QDROphile Posted February 3, 2012 Posted February 3, 2012 "jpod, I agree with your answer after talking this around a little bit. However, if it were still 2011 and the deferrals had been discovered, I think then they could have been returned and run through payroll, subjecting them to Federal and State taxation. Sound right? Thanks! (and yes, it was in writing.)" No.
austin3515 Posted February 4, 2012 Posted February 4, 2012 I don't think the union people get the THM. You should double check that before you finalize your figures for the client. I'm too busy to look it up for you!! Actually, if memory serves, I think it's actually "union people are not required to receive the THM" so it would be a document issue. I remember the Corbel GUST document did not explicitlyu excluded the union people from the THM, but they always said that you could "assume they should be excluded." I think they fixed it in EGTRRA. Austin Powers, CPA, QPA, ERPA
actuarysmith Posted October 31, 2012 Posted October 31, 2012 I am still unclear if there is any definitive answer to the question posed- If it is still 2011, and you make the discovery that it is top-heavy before the year closes out, could the employer leave the funds contributed by the key ee's in the plan - but recharacterize them as employer non-elective or match to be used for all participants - and adjsut the payroll records for the keys to refelct that they did not defer to the plan? In other words, it is almost the same question asked above - but with the difference being that the funds remain in the plan. They are not returned to the key employees. The payroll records would have to reflect that no deferrals by Key ee's have been made, and they Key ee's would have to somehow be made whole for the dollars that actually went into the plan (which would now be used to fund other employer contributions)
austin3515 Posted October 31, 2012 Posted October 31, 2012 "If it is still 2011, and you make the discovery that it is top-heavy before the year closes out, could the employer leave the funds contributed by the key ee's in the plan - but recharacterize them as employer non-elective or match to be used for all participants - and adjsut the payroll records for the keys to refelct that they did not defer to the plan?" I have a hard time understanding how this would be legal. What is the basis for this distribution? How could it be considered a mistake of fact? I get that the feds have bigger fish to fry but this is the number one issue facing small retirement plans. Why they have chosen to stick it to small business on this one for so many years without resolution is beyond me. I get that it's directly correlated to the size of their campaing contributions. Imagine if such a rule applied to the fortune 500 companies, how quickly it would be removed!! Oh wait, it does apply, in the form of minimum funding on their pensions. How many laws have been passed for funding relief?? Austin Powers, CPA, QPA, ERPA
actuarysmith Posted October 31, 2012 Posted October 31, 2012 "If it is still 2011, and you make the discovery that it is top-heavy before the year closes out, could the employer leave the funds contributed by the key ee's in the plan - but recharacterize them as employer non-elective or match to be used for all participants - and adjsut the payroll records for the keys to refelct that they did not defer to the plan?"I have a hard time understanding how this would be legal. What is the basis for this distribution? How could it be considered a mistake of fact? I get that the feds have bigger fish to fry but this is the number one issue facing small retirement plans. Why they have chosen to stick it to small business on this one for so many years without resolution is beyond me. I get that it's directly correlated to the size of their campaing contributions. Imagine if such a rule applied to the fortune 500 companies, how quickly it would be removed!! Oh wait, it does apply, in the form of minimum funding on their pensions. How many laws have been passed for funding relief?? Part of my point was that there is NO distribution from the plan. The funds that were initially contributed as deferrals by Key's would be removed from their accounts and placed in a retainer type account to be used as employer matching or non-elective contributions. The W2's for the affected Keys' would reflect that they had not made any deferrals to the plan for the 2011 year. There are no distributions being made from the plan. The question (and underlying idea) is would this approach be acceptable, and would it eliminate the top-heavy minimum requirement of 3% of compensation?

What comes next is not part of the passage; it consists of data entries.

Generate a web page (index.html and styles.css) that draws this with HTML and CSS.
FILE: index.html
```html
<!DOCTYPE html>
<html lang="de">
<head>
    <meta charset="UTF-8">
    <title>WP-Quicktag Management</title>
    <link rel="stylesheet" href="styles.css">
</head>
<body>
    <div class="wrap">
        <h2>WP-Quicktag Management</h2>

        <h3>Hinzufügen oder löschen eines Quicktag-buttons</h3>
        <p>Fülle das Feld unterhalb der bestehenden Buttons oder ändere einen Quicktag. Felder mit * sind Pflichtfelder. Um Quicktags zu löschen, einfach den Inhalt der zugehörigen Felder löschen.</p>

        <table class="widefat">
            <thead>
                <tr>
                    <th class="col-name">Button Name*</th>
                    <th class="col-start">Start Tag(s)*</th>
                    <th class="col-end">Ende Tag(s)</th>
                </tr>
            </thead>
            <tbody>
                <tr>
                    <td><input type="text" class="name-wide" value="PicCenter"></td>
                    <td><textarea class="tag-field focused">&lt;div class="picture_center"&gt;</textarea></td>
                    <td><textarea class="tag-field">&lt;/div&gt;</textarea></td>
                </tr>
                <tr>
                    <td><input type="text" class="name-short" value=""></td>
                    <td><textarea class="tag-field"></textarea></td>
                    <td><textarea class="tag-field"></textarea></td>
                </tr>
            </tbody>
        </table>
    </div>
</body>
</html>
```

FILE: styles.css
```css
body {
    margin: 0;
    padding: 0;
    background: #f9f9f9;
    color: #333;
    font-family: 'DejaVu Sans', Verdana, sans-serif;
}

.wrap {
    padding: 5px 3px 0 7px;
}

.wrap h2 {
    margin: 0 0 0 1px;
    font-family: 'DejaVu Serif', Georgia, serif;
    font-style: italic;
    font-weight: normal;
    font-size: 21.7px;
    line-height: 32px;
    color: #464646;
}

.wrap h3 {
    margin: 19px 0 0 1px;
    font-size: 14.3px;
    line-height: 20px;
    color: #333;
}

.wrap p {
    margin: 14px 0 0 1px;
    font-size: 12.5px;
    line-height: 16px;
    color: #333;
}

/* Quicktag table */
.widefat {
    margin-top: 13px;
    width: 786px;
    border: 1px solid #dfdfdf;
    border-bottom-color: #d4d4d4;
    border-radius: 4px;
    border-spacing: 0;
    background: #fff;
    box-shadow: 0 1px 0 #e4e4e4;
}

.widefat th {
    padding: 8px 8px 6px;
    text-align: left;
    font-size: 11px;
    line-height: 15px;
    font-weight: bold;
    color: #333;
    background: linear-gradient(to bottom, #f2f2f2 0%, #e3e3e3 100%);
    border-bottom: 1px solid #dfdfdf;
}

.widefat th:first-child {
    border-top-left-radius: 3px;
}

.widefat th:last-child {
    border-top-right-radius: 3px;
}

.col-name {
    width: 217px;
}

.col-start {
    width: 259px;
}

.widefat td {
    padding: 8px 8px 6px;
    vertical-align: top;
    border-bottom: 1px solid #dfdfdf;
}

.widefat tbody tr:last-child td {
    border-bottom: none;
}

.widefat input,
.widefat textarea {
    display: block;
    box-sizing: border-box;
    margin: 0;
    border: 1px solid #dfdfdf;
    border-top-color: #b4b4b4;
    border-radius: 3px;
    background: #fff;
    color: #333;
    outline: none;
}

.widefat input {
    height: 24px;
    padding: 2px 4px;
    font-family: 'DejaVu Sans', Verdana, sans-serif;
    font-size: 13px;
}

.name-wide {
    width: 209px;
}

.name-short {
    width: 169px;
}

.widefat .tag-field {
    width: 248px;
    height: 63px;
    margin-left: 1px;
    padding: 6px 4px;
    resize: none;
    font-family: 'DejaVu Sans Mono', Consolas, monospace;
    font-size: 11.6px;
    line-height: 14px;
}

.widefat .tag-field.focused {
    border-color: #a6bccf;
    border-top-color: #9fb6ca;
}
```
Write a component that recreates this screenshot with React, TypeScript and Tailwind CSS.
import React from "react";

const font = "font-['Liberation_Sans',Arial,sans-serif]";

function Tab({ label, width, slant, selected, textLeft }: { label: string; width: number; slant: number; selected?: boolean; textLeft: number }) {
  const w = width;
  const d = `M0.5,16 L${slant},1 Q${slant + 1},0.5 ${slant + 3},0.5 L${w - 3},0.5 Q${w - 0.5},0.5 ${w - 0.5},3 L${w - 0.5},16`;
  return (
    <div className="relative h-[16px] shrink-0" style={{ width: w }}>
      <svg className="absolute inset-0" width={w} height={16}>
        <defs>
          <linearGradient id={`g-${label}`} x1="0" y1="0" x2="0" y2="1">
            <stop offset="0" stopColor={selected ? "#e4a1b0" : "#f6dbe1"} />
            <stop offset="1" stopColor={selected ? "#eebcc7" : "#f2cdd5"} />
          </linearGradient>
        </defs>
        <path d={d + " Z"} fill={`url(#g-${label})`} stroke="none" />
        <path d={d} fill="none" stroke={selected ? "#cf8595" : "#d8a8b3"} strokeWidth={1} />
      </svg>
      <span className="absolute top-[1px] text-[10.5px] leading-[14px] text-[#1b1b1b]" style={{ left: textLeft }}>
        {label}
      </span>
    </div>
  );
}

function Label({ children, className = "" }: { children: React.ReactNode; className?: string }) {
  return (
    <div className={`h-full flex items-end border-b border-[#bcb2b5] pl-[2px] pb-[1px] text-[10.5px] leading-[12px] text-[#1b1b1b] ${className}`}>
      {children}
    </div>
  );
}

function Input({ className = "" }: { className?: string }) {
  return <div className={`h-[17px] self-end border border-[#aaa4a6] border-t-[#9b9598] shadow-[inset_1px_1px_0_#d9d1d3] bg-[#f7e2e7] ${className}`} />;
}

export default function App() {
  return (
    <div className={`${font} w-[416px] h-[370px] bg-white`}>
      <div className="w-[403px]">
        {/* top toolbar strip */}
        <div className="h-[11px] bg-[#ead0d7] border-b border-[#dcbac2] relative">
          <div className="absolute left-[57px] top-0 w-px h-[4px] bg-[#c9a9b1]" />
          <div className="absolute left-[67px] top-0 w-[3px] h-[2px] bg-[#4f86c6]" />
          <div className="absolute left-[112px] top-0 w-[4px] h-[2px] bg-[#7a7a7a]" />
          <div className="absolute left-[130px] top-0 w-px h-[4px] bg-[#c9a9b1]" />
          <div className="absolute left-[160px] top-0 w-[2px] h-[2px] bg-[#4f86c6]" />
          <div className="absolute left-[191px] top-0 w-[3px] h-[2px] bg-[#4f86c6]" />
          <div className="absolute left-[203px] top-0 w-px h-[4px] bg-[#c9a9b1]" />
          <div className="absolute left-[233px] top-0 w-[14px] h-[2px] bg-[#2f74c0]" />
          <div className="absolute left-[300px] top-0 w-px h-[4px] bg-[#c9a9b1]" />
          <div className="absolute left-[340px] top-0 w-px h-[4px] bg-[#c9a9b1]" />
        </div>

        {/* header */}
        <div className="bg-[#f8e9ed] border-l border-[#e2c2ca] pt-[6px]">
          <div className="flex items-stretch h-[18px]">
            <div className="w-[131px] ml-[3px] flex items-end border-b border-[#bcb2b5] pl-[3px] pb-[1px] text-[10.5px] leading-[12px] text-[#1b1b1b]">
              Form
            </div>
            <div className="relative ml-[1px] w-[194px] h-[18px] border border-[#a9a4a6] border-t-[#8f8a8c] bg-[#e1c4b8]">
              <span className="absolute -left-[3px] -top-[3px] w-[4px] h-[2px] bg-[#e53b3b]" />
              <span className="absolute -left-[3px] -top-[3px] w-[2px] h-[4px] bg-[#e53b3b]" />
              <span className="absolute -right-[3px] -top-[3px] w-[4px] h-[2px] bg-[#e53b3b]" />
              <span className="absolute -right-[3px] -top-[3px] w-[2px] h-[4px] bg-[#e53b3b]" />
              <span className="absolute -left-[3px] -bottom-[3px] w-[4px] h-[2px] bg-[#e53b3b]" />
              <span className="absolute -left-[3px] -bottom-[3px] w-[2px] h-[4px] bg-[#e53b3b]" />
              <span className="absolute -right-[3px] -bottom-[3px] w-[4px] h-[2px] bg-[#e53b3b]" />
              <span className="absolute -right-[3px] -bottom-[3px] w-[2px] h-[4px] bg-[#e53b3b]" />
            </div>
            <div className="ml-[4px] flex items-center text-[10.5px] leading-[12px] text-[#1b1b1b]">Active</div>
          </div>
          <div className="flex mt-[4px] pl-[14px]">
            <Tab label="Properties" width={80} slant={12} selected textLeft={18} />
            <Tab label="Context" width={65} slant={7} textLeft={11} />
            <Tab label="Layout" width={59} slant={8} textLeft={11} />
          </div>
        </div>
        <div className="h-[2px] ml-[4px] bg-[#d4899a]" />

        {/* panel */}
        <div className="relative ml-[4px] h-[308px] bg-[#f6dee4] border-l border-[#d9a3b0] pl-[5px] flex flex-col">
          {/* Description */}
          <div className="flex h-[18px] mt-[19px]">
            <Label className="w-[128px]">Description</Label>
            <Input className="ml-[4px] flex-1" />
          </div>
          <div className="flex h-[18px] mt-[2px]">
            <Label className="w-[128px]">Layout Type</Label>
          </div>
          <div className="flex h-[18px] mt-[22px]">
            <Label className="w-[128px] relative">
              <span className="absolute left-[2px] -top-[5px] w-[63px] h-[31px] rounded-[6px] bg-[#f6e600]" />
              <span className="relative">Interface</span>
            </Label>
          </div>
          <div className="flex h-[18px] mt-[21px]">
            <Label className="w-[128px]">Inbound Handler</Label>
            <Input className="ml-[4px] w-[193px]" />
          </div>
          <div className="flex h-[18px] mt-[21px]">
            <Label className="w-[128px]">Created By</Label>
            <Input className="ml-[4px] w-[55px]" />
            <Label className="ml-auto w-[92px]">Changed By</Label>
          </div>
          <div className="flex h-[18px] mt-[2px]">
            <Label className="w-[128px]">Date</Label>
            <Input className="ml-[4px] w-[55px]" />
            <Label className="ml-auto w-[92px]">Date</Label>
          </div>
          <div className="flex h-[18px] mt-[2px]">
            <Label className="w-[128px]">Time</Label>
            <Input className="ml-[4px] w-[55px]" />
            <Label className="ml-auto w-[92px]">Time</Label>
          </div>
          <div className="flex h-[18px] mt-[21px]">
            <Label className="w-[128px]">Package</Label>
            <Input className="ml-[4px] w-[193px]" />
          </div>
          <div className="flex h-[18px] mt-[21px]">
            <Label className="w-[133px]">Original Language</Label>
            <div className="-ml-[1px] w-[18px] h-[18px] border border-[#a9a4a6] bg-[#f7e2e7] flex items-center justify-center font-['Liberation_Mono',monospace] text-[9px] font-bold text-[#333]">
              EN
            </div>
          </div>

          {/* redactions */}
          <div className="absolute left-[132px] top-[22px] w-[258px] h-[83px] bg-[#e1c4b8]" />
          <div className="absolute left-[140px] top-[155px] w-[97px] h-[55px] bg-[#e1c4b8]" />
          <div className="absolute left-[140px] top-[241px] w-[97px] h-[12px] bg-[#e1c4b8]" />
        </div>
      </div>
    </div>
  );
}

austin3515 Posted October 31, 2012 Posted October 31, 2012 OK, so now we're talking about forfeiting 401k money, which is not much easier to defend What provision of the plan, or EPCRS for that matter, supports this course of action? Also, one would presume that somehow the owners are goign to get back their money, so I'm not sure moving money from your left pocket to your right pocket before paying the money necessarily helps you out here. You're leaving out I'm sure that the owners will get a bonus to make them whole. The point is, I think you are playing with fire. I would not recommend putting this idea in writing on your letterhead and giving it to your client. If it doesn't meet that test, then that means it is not advice that should be given. I'll tell ya what, I wouldn't even submit the question to the IRS at a Q&A for fear of being added to a watch-list! Austin Powers, CPA, QPA, ERPA
chc93 Posted October 31, 2012 Posted October 31, 2012 The way that we approached this situation is that for a daily valued plan, the "deferrals" have already been deposited to the key's account. At that point, there is no reason to "pull" that money out of the key's account and placed in a holding account, unless there's a testing failure. So without a testing failure, the TH min is required. In the older days when all plan money was in a pooled account, I think this could be done, since until the valuation is completed, the deferrals are not really in the key's account... just simply "contribution deposits".

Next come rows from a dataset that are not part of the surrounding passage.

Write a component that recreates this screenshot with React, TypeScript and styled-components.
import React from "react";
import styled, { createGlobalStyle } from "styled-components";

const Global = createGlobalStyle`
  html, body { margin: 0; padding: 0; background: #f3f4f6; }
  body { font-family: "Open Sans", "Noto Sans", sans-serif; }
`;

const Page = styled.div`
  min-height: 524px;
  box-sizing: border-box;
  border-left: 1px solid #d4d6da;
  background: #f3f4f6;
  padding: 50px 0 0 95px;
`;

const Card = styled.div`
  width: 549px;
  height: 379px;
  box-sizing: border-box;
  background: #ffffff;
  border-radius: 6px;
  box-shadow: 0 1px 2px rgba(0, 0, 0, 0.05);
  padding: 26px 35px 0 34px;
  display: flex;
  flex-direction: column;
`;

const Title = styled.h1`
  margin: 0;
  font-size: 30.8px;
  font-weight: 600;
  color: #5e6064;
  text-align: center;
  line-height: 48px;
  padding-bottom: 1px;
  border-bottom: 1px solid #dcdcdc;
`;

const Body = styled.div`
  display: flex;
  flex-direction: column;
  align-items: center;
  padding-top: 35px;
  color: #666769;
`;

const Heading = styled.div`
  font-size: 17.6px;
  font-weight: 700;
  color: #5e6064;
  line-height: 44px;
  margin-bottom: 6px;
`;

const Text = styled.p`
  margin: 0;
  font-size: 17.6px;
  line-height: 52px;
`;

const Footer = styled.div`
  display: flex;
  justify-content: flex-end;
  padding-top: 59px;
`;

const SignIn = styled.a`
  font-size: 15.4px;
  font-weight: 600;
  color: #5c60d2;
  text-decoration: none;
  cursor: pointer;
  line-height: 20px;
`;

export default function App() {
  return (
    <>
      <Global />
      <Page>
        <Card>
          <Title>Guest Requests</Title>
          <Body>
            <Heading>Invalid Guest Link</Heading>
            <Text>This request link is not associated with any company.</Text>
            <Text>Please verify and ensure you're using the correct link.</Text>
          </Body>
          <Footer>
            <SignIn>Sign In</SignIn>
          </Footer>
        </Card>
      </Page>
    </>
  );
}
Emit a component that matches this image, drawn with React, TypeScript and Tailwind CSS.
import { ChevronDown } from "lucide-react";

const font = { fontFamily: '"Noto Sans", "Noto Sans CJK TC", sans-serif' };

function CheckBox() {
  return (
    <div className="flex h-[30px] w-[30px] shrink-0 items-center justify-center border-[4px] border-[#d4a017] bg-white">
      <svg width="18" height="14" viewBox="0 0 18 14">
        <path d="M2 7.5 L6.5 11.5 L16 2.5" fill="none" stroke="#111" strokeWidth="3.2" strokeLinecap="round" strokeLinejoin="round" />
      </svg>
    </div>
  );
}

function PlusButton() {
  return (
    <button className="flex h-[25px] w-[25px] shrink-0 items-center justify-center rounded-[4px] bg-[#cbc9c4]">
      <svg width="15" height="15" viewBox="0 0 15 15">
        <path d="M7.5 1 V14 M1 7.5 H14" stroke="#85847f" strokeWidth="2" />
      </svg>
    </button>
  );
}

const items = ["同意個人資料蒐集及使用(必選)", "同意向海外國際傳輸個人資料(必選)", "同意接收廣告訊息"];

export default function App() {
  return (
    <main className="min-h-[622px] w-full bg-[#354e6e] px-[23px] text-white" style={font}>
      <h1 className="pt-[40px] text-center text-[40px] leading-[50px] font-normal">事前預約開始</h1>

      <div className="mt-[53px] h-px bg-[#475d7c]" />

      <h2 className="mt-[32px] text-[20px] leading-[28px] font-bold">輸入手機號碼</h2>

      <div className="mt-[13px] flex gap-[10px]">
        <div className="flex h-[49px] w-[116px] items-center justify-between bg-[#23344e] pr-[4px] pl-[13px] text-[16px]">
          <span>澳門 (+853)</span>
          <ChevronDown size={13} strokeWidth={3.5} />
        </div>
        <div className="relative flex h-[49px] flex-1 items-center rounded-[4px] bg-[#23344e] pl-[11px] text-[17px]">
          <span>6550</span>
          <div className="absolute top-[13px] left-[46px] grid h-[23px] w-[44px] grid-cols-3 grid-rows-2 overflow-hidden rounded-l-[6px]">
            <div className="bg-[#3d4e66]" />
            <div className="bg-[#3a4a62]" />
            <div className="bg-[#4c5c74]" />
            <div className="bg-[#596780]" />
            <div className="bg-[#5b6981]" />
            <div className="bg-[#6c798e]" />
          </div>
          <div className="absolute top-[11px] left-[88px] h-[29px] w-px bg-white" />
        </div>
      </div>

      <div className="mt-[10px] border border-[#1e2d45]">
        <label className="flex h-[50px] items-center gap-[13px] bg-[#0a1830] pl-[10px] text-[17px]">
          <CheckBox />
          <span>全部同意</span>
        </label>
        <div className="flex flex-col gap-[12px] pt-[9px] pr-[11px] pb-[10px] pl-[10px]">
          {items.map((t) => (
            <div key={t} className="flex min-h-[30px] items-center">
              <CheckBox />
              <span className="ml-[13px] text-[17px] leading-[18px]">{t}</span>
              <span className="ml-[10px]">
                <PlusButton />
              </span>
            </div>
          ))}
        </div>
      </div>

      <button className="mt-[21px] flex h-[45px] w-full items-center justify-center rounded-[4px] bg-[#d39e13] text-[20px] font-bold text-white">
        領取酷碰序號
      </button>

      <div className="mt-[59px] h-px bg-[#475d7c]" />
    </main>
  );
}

austin3515 Posted October 31, 2012 Posted October 31, 2012 Personally, I think my comment applies to pooled accounts equally. Austin Powers, CPA, QPA, ERPA
chc93 Posted October 31, 2012 Posted October 31, 2012 Personally, I think my comment applies to pooled accounts equally. I agree with you... I was trying to think if we've ever encountered a situation like that in the past... and what we might have done... since I think it's less clear in a pooled account / quarterly, semi-annual, or annual valuation situation.